The last time The Kids in the Hall performed for the cameras was their 1996 feature, "Brain Candy."
Before that, this supremely funny Canadian-born quintet starred in their sketch-comedy series on HBO and CBS.
Though the members have dispersed to pursue individual projects, they returned for more Kid stuff in the form of live comedy tours, most recently in 2008.
Now they’re back on TV screens in "The Kids in the Hall: Death Comes to Town," a four-hour miniseries on IFC. The first pair of half-hour episodes airs Friday (10 pm EDT).
All five "Kids" — Dave Foley, Bruce McCulloch, Kevin McDonald, Mark McKinney and Scott Thompson — star in this twisted murder mystery, tackling all the major roles (male and, in masterful drag, female, too). The tale, set in bucolic but bizarre Shuckton, Ontario, begins with the arrival of the Grim Reaper on a Greyhound bus, followed by a murder that leaves nearly everyone in the community a possible suspect.
"Death Comes to Town" stays true to the troupe’s skill at capturing the weirdness in human behavior and social habits, while wasting little time on pop-culture spoofery. But unlike their sketch-comedy series, this is a handsomely cinematic enterprise, with a robust serialized narrative and a big whodunit finish that befits Agatha Christie.
Each troupe member plays multiple, fully realized characters.
For instance, Dave (perhaps the best-known of the gang from his NBC comedy "NewsRadio") plays the mayor’s alcoholic wife, a harried TV news producer and the kindly town abortionist, among other townspeople.
Kevin’s characters include the addled spinster who gets lost on her pizza deliveries and a dimwitted lawyer who dotes on his 32-year-old cat.
Bruce plays the sleazy mayor and Ricky, a 600-pound former high-school hockey star who’s afraid to leave his house.
Bruce also spearheaded the project.
"It just required someone to say, ‘I have an idea, I’ll executive-produce it and I’ll be the last man standing,’" he explained. "So I did, and here we are."
"It was a very smart and very un-Kids-in-the-Hall-ish thing for us to do, to delegate a chunk of creative authority to one member," said Mark, whose roles include the bike-riding, bumbling Death and Corrinda Gablechuck, a local TV news reporter. "That had never, ever happened before."
"The bravest thing we’d ever done," insisted Scott, who plays the kinky town coroner and TV meteorologist Heather Weather.
But why this particular story?
"When we were all young," Scott confided, "we accidentally killed someone. Then we made a pact that we would never reveal it. Now, we’re sort of confessing through our art."
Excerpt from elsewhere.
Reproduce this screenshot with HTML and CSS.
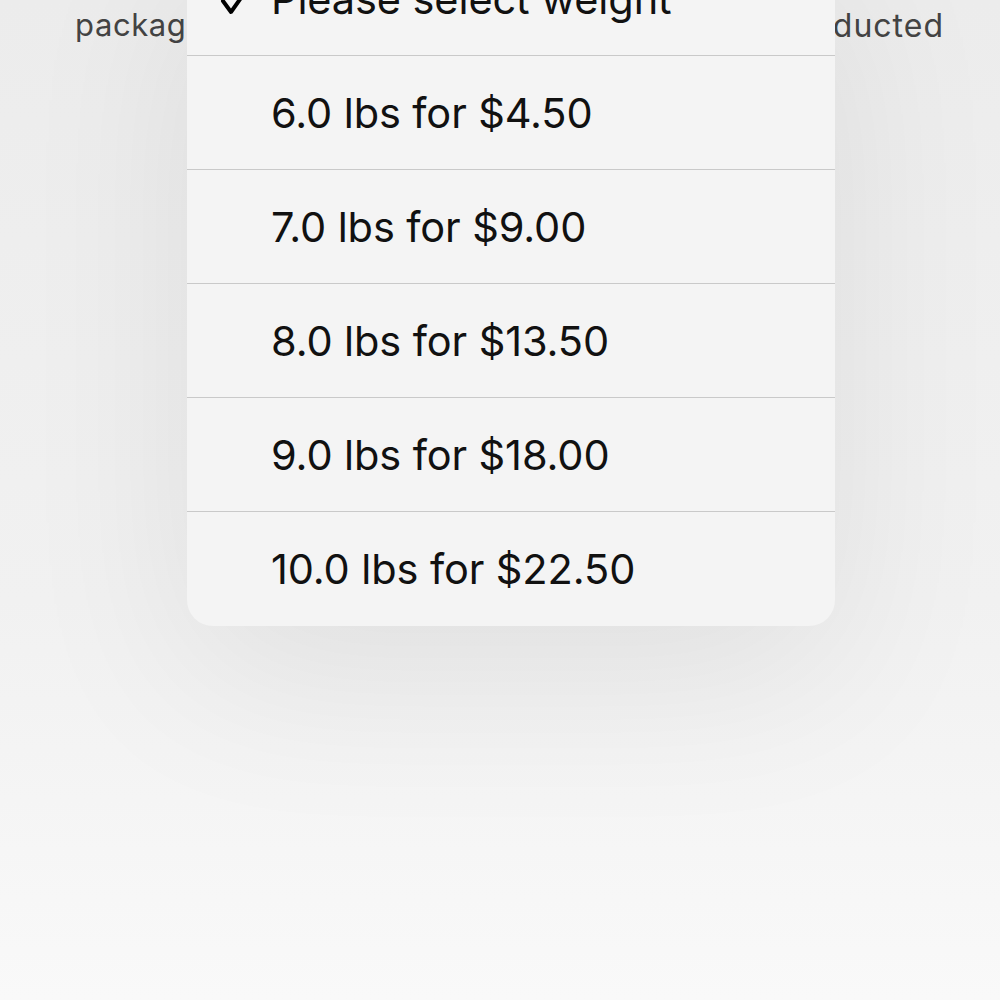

Gathered for a group interview last week, the troupe-mates used a reporter’s questions as grist for their freewheeling banter, volleying repartee among themselves like a Hacky Sack (or maybe two at the same time).
A joint consideration of their comic influences (SCTV, Buster Keaton, Monty Python, Mad magazine) led Mark to volunteer that he had once come face-to-face with another of their comedy heroes — Bugs Bunny.
"I met him once," Mark announced. "He came backstage at Saturday Night Live’ when Bruce and I were writing for it."
Age had taken its toll on Bugs, Mark said.
"There was a problem with the back pain," Dave remembered. "He took a lot of pills."
"But he still had it," Mark riffed on. "I spilled his drink, and he took a fan and a bunch of carrots and fired ’em at me machine-gun-like."
"Same old Bugs!" Kevin chuckled.
"A great improviser, a great prop comic," Mark said.
"And he sure liked drag!" Scott pointed out with glee.
While the creative ferment of the Kids during their 20s was accompanied by lots by infighting, peace is more likely to reign among them now.
"Being older," said Bruce (who, like the others, has reached the half-century range), "we value the troupe in a different, sweeter sense."
Meanwhile, reuniting for their 2008 tour convinced them they could still write solid new material, not just trade on fans’ nostalgia for the classic routines.
"It was important for us not to be the Beach Boys," Bruce said.
Last summer, they filmed "Death Comes to Town," 20 years after their series premiered.
So the Kids are all right, having lived on as "a place you go because it’s a comfortable place to be," Dave explained.
"I think another thing that saved us was that none of us really went on to huge stardom," Scott proposed.
"Yes," Dave snorted. "I’m glad we made THAT choice."
"And it was JUST a choice — for all of us!" Scott added, deadpan.
"Whatever else we do," said Dave, "each of us is always gonna be a Kid in the Hall."
"Fine with me!" Scott declared.
"In our obituaries," said Kevin, unwittingly invoking the death theme of their new show, "our names will be quickly followed by ‘Kid in the Hall.’"
"But first it’ll say we died," Bruce reminded him. "So people won’t think it’s a review."